The Red House Mystery, A.A. Milne
It seems weird that the author of Winnie-the-Pooh also wrote a fairly classic murder mystery, complete with amateur detective and his Watson, but there you go. Antony, the amateur detective, shows up more or less coincidentally at the Red House because his friend Bill is staying there, only to find himself immediately involved in the finding of a body, the brother of the home’s owner. The owner of the house is missing, and his faithful cousin/solicitor/man-of-all-work Cayley holds down the fort while the police investigate, obligingly dragging the pond and searching the railways for the missing man. But Antony’s very observant, and can replay in his mind everything that happened, and he notices a few inconsistencies…
It’s one of those stories where I quickly jumped to some conclusions that turned out to be right, but had to wait for the story to work itself out to figure out why it was right.
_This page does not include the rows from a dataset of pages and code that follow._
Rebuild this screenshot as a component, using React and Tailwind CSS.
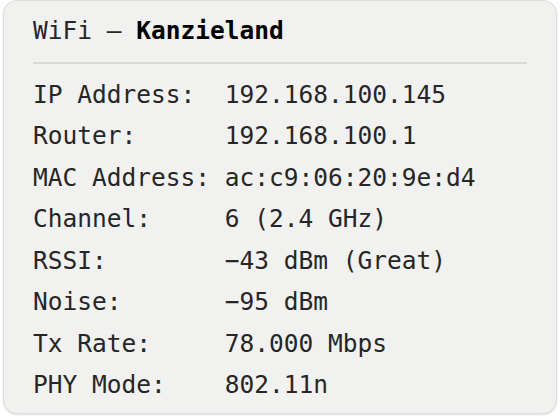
const ROWS = [
  ["IP Address:", "192.168.100.145"],
  ["Router:", "192.168.100.1"],
  ["MAC Address:", "ac:c9:06:20:9e:d4"],
  ["Channel:", "6 (2.4 GHz)"],
  ["RSSI:", "\u221243 dBm (Great)"],
  ["Noise:", "\u221295 dBm"],
  ["Tx Rate:", "78.000 Mbps"],
  ["PHY Mode:", "802.11n"],
];

export default function App() {
  return (
    <div className="w-[560px] h-[418px] bg-white px-[3px] pb-[4px] overflow-hidden">
      <div
        className="h-[414px] rounded-[14px] bg-[#f1f1f0] border border-[#dcdcdc] shadow-[0_1px_2px_rgba(0,0,0,0.12)] pl-[29px] pr-[29px] pt-[9px] text-[#262626] text-[24.5px] leading-[41.5px]"
        style={{ fontFamily: '"DejaVu Sans Mono", "Liberation Mono", monospace' }}
      >
        <div className="whitespace-pre">
          WiFi — <span className="font-bold text-black">Kanzieland</span>
        </div>
        <div className="mt-[10px] h-[2px] bg-[#dadad8]" />
        <div className="mt-[10px]">
          {ROWS.map(([label, value]) => (
            <div key={label} className="flex whitespace-pre">
              <span className="w-[13ch] shrink-0">{label}</span>
              <span>{value}</span>
            </div>
          ))}
        </div>
      </div>
    </div>
  );
}
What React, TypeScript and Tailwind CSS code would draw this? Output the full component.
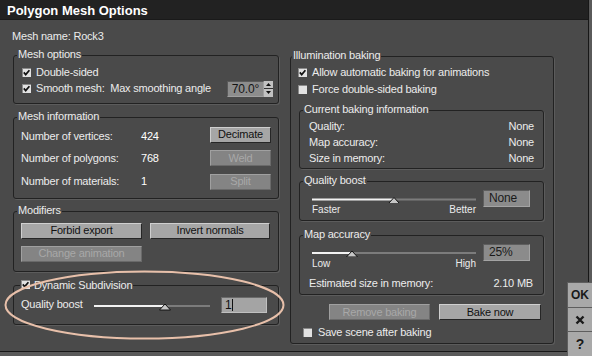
import React from 'react';

function Check({ checked }: { checked?: boolean }) {
  return (
    <span className="w-[9px] h-[9px] shrink-0 bg-[#e2e2e2] shadow-[inset_1px_1px_0_#8a8a8a] flex items-center justify-center">
      {checked && (
        <svg width="9" height="9" viewBox="0 0 9 9">
          <path d="M1.8 4.4 L3.7 6.6 L7.4 2.2" fill="none" stroke="#111" strokeWidth="1.7" />
        </svg>
      )}
    </span>
  );
}

function Btn({ label, disabled, className = '' }: { label: string; disabled?: boolean; className?: string }) {
  return (
    <div
      className={
        'h-[16px] flex items-center justify-center border ' +
        (disabled
          ? 'bg-[#848484] text-[#a8a8a8] border-t-[#a0a0a0] border-l-[#a0a0a0] border-b-[#6a6a6a] border-r-[#6a6a6a] '
          : 'bg-[#a6a6a6] text-[#111] border-t-[#cfcfcf] border-l-[#cfcfcf] border-b-[#262626] border-r-[#262626] ') +
        className
      }
    >
      {label}
    </div>
  );
}

function Slider({ w, h, pos, ty }: { w: number; h: number; pos: number; ty: number }) {
  return (
    <svg width={w} height={h} className="shrink-0">
      <line x1={0} x2={pos} y1={ty} y2={ty} stroke="#f2f2f2" strokeWidth={2} />
      <line x1={pos} x2={w} y1={ty} y2={ty} stroke="#7c7c7c" strokeWidth={2} />
      <path d={`M${pos} ${ty - 2} L${pos + 5.5} ${ty + 4} L${pos - 5.5} ${ty + 4} Z`} fill="#c6c6c6" stroke="#111" strokeWidth={1} />
    </svg>
  );
}

function ValueBox({ text, className = '' }: { text: string; className?: string }) {
  return (
    <div className={'h-[17px] bg-[#8b8b8b] border border-t-[#5e5e5e] border-l-[#5e5e5e] border-b-[#a4a4a4] border-r-[#a4a4a4] text-[#1a1a1a] text-[12px] pl-[5px] flex items-center ' + className}>
      {text}
    </div>
  );
}

const box = 'border border-[#222] rounded-[3px] shadow-[1px_1px_0_#5c5c5c] min-w-0';
const legend = 'leading-[14px] pb-[3px] px-[1px]';

export default function App() {
  return (
    <div className="relative w-[592px] h-[356px] bg-[#5a5a5a] overflow-hidden font-['Liberation_Sans',Arial,sans-serif] text-[11px] tracking-[-0.2px] text-[#ececec]">
      <div className="w-[589px] h-[352px] bg-[#4a4a4a] border-r border-b border-[#171717] flex flex-col">
        <div className="h-[20px] shrink-0 bg-[#222] border-b border-[#1a1a1a] flex items-center pl-[7px] pt-[2px] text-[13px] font-bold text-white tracking-normal">
          Polygon Mesh Options
        </div>

        <div className="flex flex-row">
          {/* left column */}
          <div className="pl-[12px] pt-[9px] w-[279px] shrink-0 flex flex-col">
            <div className="leading-[14px]">Mesh name: Rock3</div>

            <fieldset className={box + ' ml-[1px] mt-[4px]'}>
              <legend className={legend + ' ml-[3px]'}>Mesh options</legend>
              <div className="pl-[8px] pr-[5px] pt-[1px] pb-[6px] flex flex-col gap-[1px]">
                <div className="h-[14px] flex items-center gap-[5px]">
                  <Check checked />
                  <span>Double-sided</span>
                </div>
                <div className="h-[17px] flex items-center gap-[5px]">
                  <Check checked />
                  <span className="whitespace-pre">Smooth mesh:  Max smoothing angle</span>
                  <div className="ml-auto flex h-[16px]">
                    <div className="w-[37px] bg-[#8d8d8d] border border-t-[#5a5a5a] border-l-[#5a5a5a] border-b-[#a0a0a0] border-r-[#a0a0a0] text-[#141414] text-[12px] flex items-center justify-end pr-[4px]">
                      70.0°
                    </div>
                    <div className="w-[9px] flex flex-col gap-[1px] bg-[#333]">
                      <div className="flex-1 bg-[#c2c2c2] flex items-center justify-center">
                        <svg width="5" height="3"><path d="M2.5 0 L5 3 L0 3 Z" fill="#111" /></svg>
                      </div>
                      <div className="flex-1 bg-[#c2c2c2] flex items-center justify-center">
                        <svg width="5" height="3"><path d="M0 0 L5 0 L2.5 3 Z" fill="#111" /></svg>
                      </div>
                    </div>
                  </div>
                </div>
              </div>
            </fieldset>

            <fieldset className={box + ' ml-[1px] mt-[5px]'}>
              <legend className={legend + ' ml-[3px]'}>Mesh information</legend>
              <div className="pl-[7px] pr-[7px] pb-[8px] flex flex-row">
                <div className="pt-[2.5px] grid grid-cols-[120px_auto] gap-y-[7.5px] leading-[14px]">
                  <span>Number of vertices:</span>
                  <span className="text-white">424</span>
                  <span>Number of polygons:</span>
                  <span className="text-white">768</span>
                  <span>Number of materials:</span>
                  <span className="text-white">1</span>
                </div>
                <div className="ml-auto pt-[0.5px] w-[61px] flex flex-col gap-[7.5px]">
                  <Btn label="Decimate" />
                  <Btn label="Weld" disabled />
                  <Btn label="Split" disabled />
                </div>
              </div>
            </fieldset>

            <fieldset className={box + ' ml-[1px] mt-[4px]'}>
              <legend className={legend + ' ml-[3px]'}>Modifiers</legend>
              <div className="pl-[7px] pr-[7px] pt-[3px] pb-[9px] grid grid-cols-[121px_120px] gap-x-[8px] gap-y-[7px]">
                <Btn label="Forbid export" />
                <Btn label="Invert normals" />
                <Btn label="Change animation" disabled />
              </div>
            </fieldset>

            <fieldset className={box + ' ml-[1px] mt-[6px]'}>
              <legend className="leading-[14px] pb-[2px] ml-[6px] px-[1px] flex items-center gap-[4px]">
                <Check checked />
                <span>Dynamic Subdivision</span>
              </legend>
              <div className="pl-[7px] pr-[10px] pt-[3px] pb-[11px] flex flex-row items-center h-[30px]">
                <span className="w-[73px] shrink-0">Quality boost</span>
                <Slider w={116} h={16} pos={71} ty={9} />
                <div className="ml-[11px] w-[46px] h-[16px] bg-[#a4a4a4] border border-t-[#6a6a6a] border-l-[#6a6a6a] border-b-[#c0c0c0] border-r-[#c0c0c0] text-[#111] text-[12px] pl-[3px] flex items-center">
                  1<span className="w-[1px] h-[12px] bg-[#111] ml-[1px]" />
                </div>
              </div>
            </fieldset>
          </div>

          {/* right column */}
          <div className="ml-[11px] pt-[27.5px] w-[264px] shrink-0">
            <fieldset className={box}>
              <legend className={legend + ' ml-[1px]'}>Illumination baking</legend>
              <div className="pl-[7px] pr-[9px] pb-[4px] flex flex-col">
                <div className="h-[14px] mt-[1px] flex items-center gap-[5px]">
                  <Check checked />
                  <span>Allow automatic baking for animations</span>
                </div>
                <div className="h-[14px] mt-[3px] flex items-center gap-[5px]">
                  <Check />
                  <span>Force double-sided baking</span>
                </div>

                <fieldset className={box + ' ml-[1px] mt-[5px]'}>
                  <legend className={legend + ' ml-[3px]'}>Current baking information</legend>
                  <div className="pl-[9px] pr-[9px] pb-[3px] flex flex-col gap-[2px] leading-[14px]">
                    <div className="flex justify-between"><span>Quality:</span><span>None</span></div>
                    <div className="flex justify-between"><span>Map accuracy:</span><span>None</span></div>
                    <div className="flex justify-between"><span>Size in memory:</span><span>None</span></div>
                  </div>
                </fieldset>

                <fieldset className={box + ' ml-[1px] mt-[4px]'}>
                  <legend className={legend + ' ml-[3px]'}>Quality boost</legend>
                  <div className="pl-[12px] pr-[13px] pb-[3px] flex flex-row">
                    <div className="w-[164px] flex flex-col">
                      <Slider w={164} h={13} pos={82} ty={9.5} />
                      <div className="flex justify-between leading-[14px] text-[10px] tracking-normal">
                        <span>Faster</span>
                        <span>Better</span>
                      </div>
                    </div>
                    <ValueBox text="None" className="ml-[7px] w-[47px]" />
                  </div>
                </fieldset>

                <fieldset className={box + ' ml-[1px] mt-[6px]'}>
                  <legend className={legend + ' ml-[3px]'}>Map accuracy</legend>
                  <div className="pb-[4px] flex flex-col">
                    <div className="pl-[12px] pr-[13px] flex flex-row">
                      <div className="w-[164px] flex flex-col">
                        <Slider w={164} h={13} pos={40} ty={9} />
                        <div className="flex justify-between leading-[14px] text-[10px] tracking-normal">
                          <span>Low</span>
                          <span>High</span>
                        </div>
                      </div>
                      <ValueBox text="25%" className="ml-[7px] w-[47px]" />
                    </div>
                    <div className="mt-[5px] pl-[9px] pr-[10px] flex justify-between leading-[14px]">
                      <span>Estimated size in memory:</span>
                      <span>2.10 MB</span>
                    </div>
                  </div>
                </fieldset>

                <div className="mt-[9.5px] pr-[3px] flex justify-end gap-[9px]">
                  <Btn label="Remove baking" disabled className="w-[101px]" />
                  <Btn label="Bake now" className="w-[102px]" />
                </div>

                <div className="mt-[5px] ml-[5px] h-[14px] flex items-center gap-[6px]">
                  <Check />
                  <span>Save scene after baking</span>
                </div>
              </div>
            </fieldset>
          </div>
        </div>
      </div>

      {/* OK / cancel / help strip */}
      <div className="absolute right-0 bottom-0 w-[25px] flex flex-col bg-[#5e5e5e] gap-[1px] pt-[1px] pl-[1px] text-[#1a1a1a] font-bold tracking-normal">
        <div className="h-[24px] bg-[#a9a9a9] flex items-center justify-center text-[12px]">OK</div>
        <div className="h-[23px] bg-[#a9a9a9] flex items-center justify-center">
          <svg width="10" height="10" viewBox="0 0 10 10">
            <path d="M1.5 1.5 L8.5 8.5 M8.5 1.5 L1.5 8.5" stroke="#1a1a1a" strokeWidth="2.4" />
          </svg>
        </div>
        <div className="h-[24px] bg-[#a9a9a9] flex items-center justify-center text-[14px]">?</div>
      </div>

      {/* annotation ring */}
      <svg className="absolute left-[4px] top-[270px] pointer-events-none" width="281" height="70">
        <ellipse cx="140.5" cy="35" rx="139" ry="33.5" fill="none" stroke="#e8c0aa" strokeWidth="2" />
      </svg>
    </div>
  );
}
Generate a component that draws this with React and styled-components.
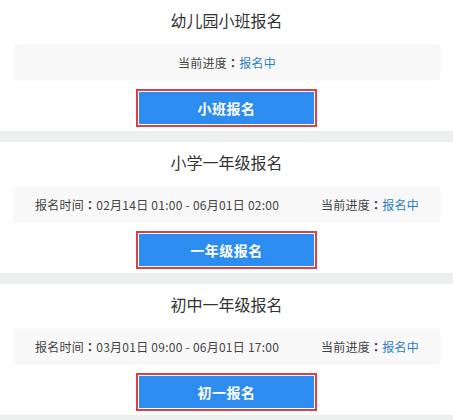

There was some witty dialogue and the mystery isn’t bad, but it’s not one that will stick in my mind. I find that having finished it just yesterday, there’s not that much to say about it. It was okay, and the detective was okay, and I rather liked Milne’s introduction explaining quite firmly that he had written the kind of detective story he thought was worth reading (no forensics, just cool deduction!). I think the forensics can actually add a whole extra line of misdirection under skilled hands, and don’t need to exclude the reader from understanding, so I disagree with him — but it’s an interesting perspective.
Anyway, overall not impressed, but it was fun enough while I was reading it.